Abe dan Suga, Dua Politikus Jepang dengan Latar Keluarga Berbeda
Fajar Nugraha • 14 September 2020 19:08
Tahun lalu, Suga mengambil beberapa langkah untuk keluar dari bayang-bayang. Ketika pemerintah secara resmi mengumumkan nama era baru yang menandai penobatan Kaisar Naruhito, Suga-lah yang secara dramatis mengungkapkan terjemahan kaligrafi dari nama tersebut, Reiwa, yang memberinya julukan "Paman Reiwa."
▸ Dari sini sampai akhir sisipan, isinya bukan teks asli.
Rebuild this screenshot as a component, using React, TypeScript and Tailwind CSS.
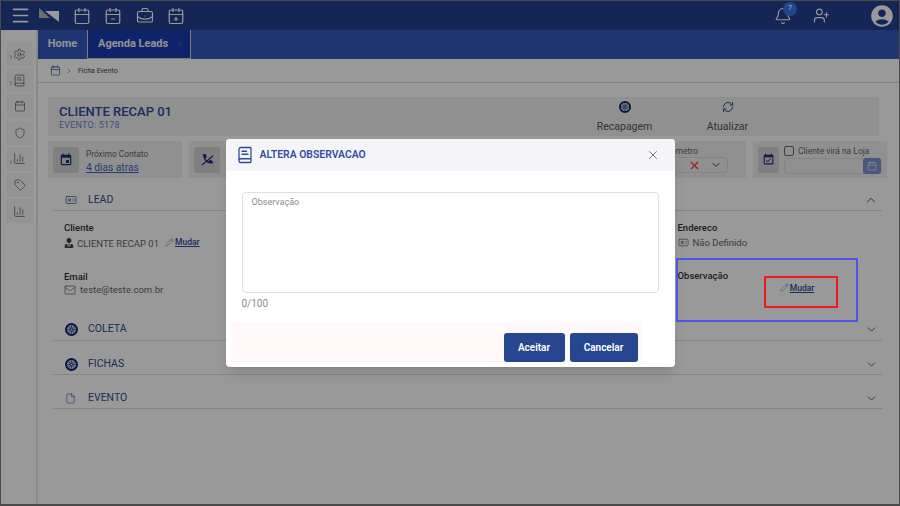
import React from "react";
import { Menu, Calendar, CalendarMinus2, BriefcaseBusiness, CalendarPlus2, Bell, UserPlus, Settings, BookText, Shield, ChartColumn, Tag, ChevronRight, ChevronUp, ChevronDown, RefreshCw, X, Pencil, Mail, File, IdCard } from "lucide-react";
import { MdAccountCircle, MdEvent, MdEventAvailable } from "react-icons/md";
import { FaUserTie } from "react-icons/fa";

function Tire({ size = 12, hub = "#b9c3dc" }: { size?: number; hub?: string }) {
  return (
    <svg width={size} height={size} viewBox="0 0 24 24" className="shrink-0">
      <circle cx="12" cy="12" r="10" fill="none" stroke="#10266f" strokeWidth="4" />
      <circle cx="12" cy="12" r="7.6" fill={hub} />
      <circle cx="12" cy="12" r="2.4" fill="none" stroke="#10266f" strokeWidth="1.2" />
      <path d="M12 4.5v5M12 14.5v5M4.5 12h5M14.5 12h5M6.7 6.7l3.5 3.5M13.8 13.8l3.5 3.5M17.3 6.7l-3.5 3.5M10.2 13.8l-3.5 3.5" stroke="#10266f" strokeWidth="1.2" />
    </svg>
  );
}

function PhoneSlash() {
  return (
    <svg width="15" height="15" viewBox="0 0 24 24" className="shrink-0">
      <path d="M5 3 l4 0 l2 5 l-2.5 2 c1 2.5 2.5 4 5 5 l2 -2.5 l5 2 l0 4 c-9 1 -16 -6 -15.5 -15.5z" fill="#17307c" />
      <path d="M3 21 L21 6" stroke="#17307c" strokeWidth="2" />
    </svg>
  );
}

function SideItem({ children, arrow }: { children: React.ReactNode; arrow?: boolean }) {
  return (
    <div className="relative flex h-[24px] w-[26px] items-center justify-center rounded-[2px] bg-[#f7f7f7] text-[#33415f]">
      {arrow && <ChevronRight size={6} strokeWidth={2} className="absolute left-[1px] top-[12px]" />}
      {children}
    </div>
  );
}

function InfoCard({ icon, children }: { icon?: React.ReactNode; children?: React.ReactNode }) {
  return (
    <div className="flex h-[37px] items-center gap-[6px] bg-[#f0f0f1] px-[5px]">
      <div className="flex h-[26px] w-[26px] shrink-0 items-center justify-center rounded-[2px] bg-[#d5d5d8] text-[#1d3a8f]">{icon}</div>
      <div className="min-w-0 flex-1">{children}</div>
    </div>
  );
}

function Accordion({ icon, label, h, up }: { icon: React.ReactNode; label: string; h: string; up?: boolean }) {
  return (
    <div className={`flex ${h} items-center border-b border-[#dcdcdc] pl-[12px] pr-[4px]`}>
      <div className="flex w-[23px] justify-start">{icon}</div>
      <span className="text-[10.5px] text-[#33498f]">{label}</span>
      <div className="ml-auto text-[#3b4660]">{up ? <ChevronUp size={14} strokeWidth={1.6} /> : <ChevronDown size={13} strokeWidth={1.6} />}</div>
    </div>
  );
}

function Mudar() {
  return (
    <span className="inline-flex items-center gap-[1px] text-[8.5px] font-medium text-[#2f4a9e]">
      <Pencil size={9} strokeWidth={1.2} className="text-[#5a6aa0]" />
      <span className="underline">Mudar</span>
    </span>
  );
}

export default function App() {
  return (
    <div className="relative flex h-[506px] w-[900px] flex-col overflow-hidden border border-b-2 border-[#4a4a4a] bg-white font-['Roboto',sans-serif]">
      <header className="flex h-[29px] shrink-0 items-center bg-[#223f8f] text-[#ffffff]">
        <Menu size={21} strokeWidth={1.9} className="ml-[9px]" />
        <svg width="21" height="14" viewBox="0 0 21 14" className="ml-[8px] -mt-[1px]">
          <path d="M0 0 L11 10 L0 10 Z" fill="#b8b8b8" />
          <path d="M6 3 H20 V14 Z" fill="#ffffff" />
        </svg>
        <Calendar size={18} strokeWidth={1.6} className="ml-[13px]" />
        <CalendarMinus2 size={18} strokeWidth={1.6} className="ml-[13px]" />
        <BriefcaseBusiness size={18} strokeWidth={1.6} className="ml-[14px]" />
        <CalendarPlus2 size={18} strokeWidth={1.6} className="ml-[13px]" />
        <div className="relative ml-auto">
          <Bell size={18} strokeWidth={1.6} />
          <span className="absolute left-[9px] top-[-5px] flex h-[14px] w-[14px] items-center justify-center rounded-full bg-[#3877e8] text-[7px] font-medium text-white">7</span>
        </div>
        <UserPlus size={17} strokeWidth={1.6} className="ml-[21px]" />
        <MdAccountCircle size={26} className="ml-[39px] mr-[4px]" />
      </header>

      <div className="flex min-h-0 flex-1">
        <aside className="flex w-[37px] shrink-0 flex-col items-center gap-[2.2px] border-r-2 border-[#e6e6e6] bg-white pl-[2px] pt-[12px]">
          <SideItem arrow><Settings size={13} strokeWidth={1.2} /></SideItem>
          <SideItem arrow><BookText size={13} strokeWidth={1.2} /></SideItem>
          <SideItem><Calendar size={12} strokeWidth={1.2} /></SideItem>
          <SideItem><Shield size={12} strokeWidth={1.2} /></SideItem>
          <SideItem arrow><ChartColumn size={13} strokeWidth={1.2} /></SideItem>
          <SideItem><Tag size={12} strokeWidth={1.2} /></SideItem>
          <SideItem><ChartColumn size={13} strokeWidth={1.2} /></SideItem>
        </aside>

        <main className="flex min-w-0 flex-1 flex-col">
          <nav className="flex h-[29px] shrink-0 items-stretch bg-[#3459bf] text-[11px] font-bold text-[#f4f4f4]">
            <div className="flex w-[49px] items-center justify-center">Home</div>
            <div className="flex w-[104px] items-center gap-[9px] border-l border-r border-b border-[#d0d0d0] bg-[#183bb0] pl-[10px]">
              Agenda Leads
              <X size={6} className="text-[#5a78d8]" />
            </div>
          </nav>

          <div className="flex h-[24px] shrink-0 items-center border-b border-[#d8d8d8] pl-[12px] pt-[1px] text-[#22397f]">
            <Calendar size={11} strokeWidth={1.4} className="-mt-[2px]" />
            <ChevronRight size={8} strokeWidth={1.6} className="ml-[4px] text-[#444]" />
            <span className="ml-[5px] text-[7px] text-[#444]">Ficha Evento</span>
          </div>

          <div className="pl-[10px] pr-[10px] pt-[14px]">
            <div className="flex h-[39px] w-[831px] items-center bg-[#f0f0f1] pl-[11px]">
              <div className="flex w-[112px] flex-col">
                <span className="whitespace-nowrap text-[13px] leading-[16px] font-medium text-[#2a4aa5]">CLIENTE RECAP 01</span>
                <span className="text-[9px] leading-[10px] tracking-[0.2px] text-[#6c85c8]">EVENTO: 5178</span>
              </div>
              <div className="ml-[408px] flex w-[91px] flex-col items-center gap-[8px] pt-[1px]">
                <Tire size={12} />
                <span className="text-[10.5px] leading-[12px] text-[#555]">Recapagem</span>
              </div>
              <div className="ml-[12px] flex w-[91px] flex-col items-center gap-[8px] pt-[1px]">
                <RefreshCw size={12} strokeWidth={1.8} className="text-[#22397f]" />
                <span className="text-[10.5px] leading-[12px] text-[#555]">Atualizar</span>
              </div>
            </div>

            <div className="mt-[5px] grid w-[839px] grid-cols-6 gap-[7px]">
              <InfoCard icon={<MdEvent size={14} className="text-[#17307c]" />}>
                <div className="ml-[1px] mt-[4px] text-[8.3px] leading-[11px] text-[#666]">Próximo Contato</div>
                <div className="ml-[1px] mt-[1px] text-[10.2px] leading-[13px] text-[#3f62c4] underline">4 dias atras</div>
              </InfoCard>
              <InfoCard icon={<PhoneSlash />} />
              <InfoCard />
              <InfoCard />
              <div className="flex h-[37px] flex-col justify-center bg-[#f0f0f1] pl-[6px]">
                <div className="pl-[37px] text-[8.5px] leading-[11px] text-[#666]">Hodometro</div>
                <div className="flex h-[16px] w-[110px] items-center justify-end gap-[9px] rounded-[4px] border border-[#dcdcdc] pr-[5px]">
                  <X size={13} strokeWidth={2} className="text-[#ff2a2a]" />
                  <ChevronDown size={12} strokeWidth={2} className="text-[#1d3a8f]" />
                </div>
              </div>
              <div className="flex h-[37px] items-center gap-[5px] bg-[#f0f0f1] pl-[5px] pr-[5px]">
                <div className="flex h-[26px] w-[21px] shrink-0 items-center justify-center rounded-[2px] bg-[#d5d5d8]"><MdEventAvailable size={13} className="text-[#17307c]" /></div>
                <div className="min-w-0 flex-1">
                  <div className="flex items-center gap-[4px]">
                    <span className="h-[10px] w-[10px] rounded-[2px] border border-[#666]" />
                    <span className="text-[8.5px] leading-[11px] text-[#666]">Cliente virá na Loja</span>
                  </div>
                  <div className="mt-[1px] flex h-[16px] items-center justify-end rounded-[4px] border border-[#dcdcdc]">
                    <span className="flex h-[16px] w-[18px] items-center justify-center rounded-[3px] bg-[#7d92cf] text-white"><Calendar size={10} strokeWidth={1.4} /></span>
                  </div>
                </div>
              </div>
            </div>

            <div className="ml-[5px] w-[829px]">
              <Accordion h="h-[33px] pt-[11px]" up label="LEAD" icon={<IdCard size={12} strokeWidth={1.3} className="text-[#22397f]" />} />
              <div className="grid h-[96px] grid-cols-4 pl-[11px]">
                <div className="pt-[11px]">
                  <div className="text-[9.5px] font-medium leading-[12px] text-[#333]">Cliente</div>
                  <div className="mt-[2px] flex items-center gap-[3px] text-[9.5px] leading-[13px] text-[#666]">
                    <FaUserTie size={10} className="text-[#444]" />
                    CLIENTE RECAP 01
                    <span className="ml-[3px]"><Mudar /></span>
                  </div>
                  <div className="mt-[21px] text-[9.5px] font-medium leading-[12px] text-[#333]">Email</div>
                  <div className="flex items-center gap-[4px] text-[9.5px] leading-[13px] text-[#666]">
                    <Mail size={12} strokeWidth={1.2} className="text-[#444]" />
                    teste@teste.com.br
                  </div>
                </div>
                <div />
                <div />
                <div className="relative -ml-[2px] pt-[11px] pl-[2px]">
                  <div className="text-[9.5px] font-medium leading-[12px] text-[#333]">Endereco</div>
                  <div className="mt-[2px] flex items-center gap-[4px] text-[9.5px] leading-[13px] text-[#666]">
                    <IdCard size={11} strokeWidth={1.2} className="text-[#444]" />
                    Não Definido
                  </div>
                  <div className="mt-[21px] text-[9.5px] font-medium leading-[12px] text-[#333]">Observação</div>
                  <div className="absolute left-[88px] top-[65px] flex h-[31px] w-[73px] justify-center pr-[6px] pt-[5px]"><span className="leading-[12px]"><Mudar /></span></div>
                </div>
              </div>
              <Accordion h="h-[34px] pt-[11px]" label="COLETA" icon={<Tire size={13} />} />
              <Accordion h="h-[34px] pt-[13px]" label="FICHAS" icon={<Tire size={13} />} />
              <Accordion h="h-[34px] pt-[13px]" label="EVENTO" icon={<File size={11} strokeWidth={1.4} className="text-[#3a5aa8]" />} />
            </div>
          </div>
        </main>
      </div>

      <div className="absolute inset-0 flex items-center justify-center bg-black/40">
        <div className="flex h-[228px] w-[449px] flex-col overflow-hidden rounded-[4px] bg-white shadow-lg">
          <div className="flex h-[32px] shrink-0 items-center bg-[#f5f5f9] pl-[10px] pr-[15px]">
            <BookText size={18} strokeWidth={1.7} className="text-[#2b4a9b]" />
            <span className="ml-[6px] text-[10.4px] font-semibold text-[#2f4d9f]">ALTERA OBSERVACAO</span>
            <X size={14} strokeWidth={1.3} className="ml-auto text-[#555]" />
          </div>
          <div className="px-[16px] pt-[21px]">
            <div className="h-[101px] rounded-[4px] border border-[#e0e0e0] px-[9px] py-[3px] text-[9px] text-[#8c8c8c]">Observação</div>
            <div className="mt-[5px] text-[10px] leading-[12px] text-[#8a8a8a]">0/100</div>
          </div>
          <div className="mx-[5px] mt-[12px] flex h-[40px] w-[412px] items-start justify-end gap-[5px] bg-[#fff8f8] pt-[11px] pr-[5px]">
            <button className="flex h-[29px] w-[61px] items-center justify-center rounded-[3px] bg-[#26468f] text-[10px] font-semibold text-white">Aceitar</button>
            <button className="flex h-[29px] w-[68px] items-center justify-center rounded-[3px] bg-[#26468f] text-[10px] font-semibold text-white">Cancelar</button>
          </div>
        </div>
      </div>

      <div className="absolute left-[675px] top-[257px] h-[64px] w-[182px] border-2 border-[#4f55e6]" />
      <div className="absolute left-[763px] top-[275px] h-[32px] w-[74px] border-2 border-[#f01c1c]" />
    </div>
  );
}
Suga juga mengumandangkan gagasannya, sebuah sistem yang memungkinkan warga untuk menyumbangkan uang kepada pemerintah daerah dengan imbalan hadiah dari sumber lokal. Namun, banyak pemerintah kota kecil telah kehilangan uang dengan membelanjakan lebih banyak untuk hadiah seperti daging sapi wagyu atau pengiriman lobster segar daripada yang mereka hasilkan sebagai sumbangan.
Mengenai kebijakan luar negeri, Suga bekerja untuk mengisi lubang di portofolionya. Dia mengunjungi Washington tahun lalu, ini adalah sekretaris kabinet pertama yang melakukan perjalanan seperti itu dalam tiga dekade.
Bagi Abe, diplomasi pribadi dengan Presiden Trump sangat penting. “Jika Trump memenangkan pemilihan ulang, pertanyaannya adalah, apakah Suga dapat melakukan keajaiban, atau apakah itu kedekatan antara Trump dan Abe agar tidak terulang lagi,” tanya Mireya Solis, Direktur Pusat Studi Kebijakan Asia Timur di Brookings Institution di Washington.
Untuk saat ini, publik Jepang mendukung Suga. Lebih dari 50 persen dari mereka yang disurvei dalam jajak pendapat nasional pekan lalu mendukungnya untuk menjadi perdana menteri. Pelantikan Yoshihide Suga dijadwalkan akan berlangsung pada Rabu 16 September 2020.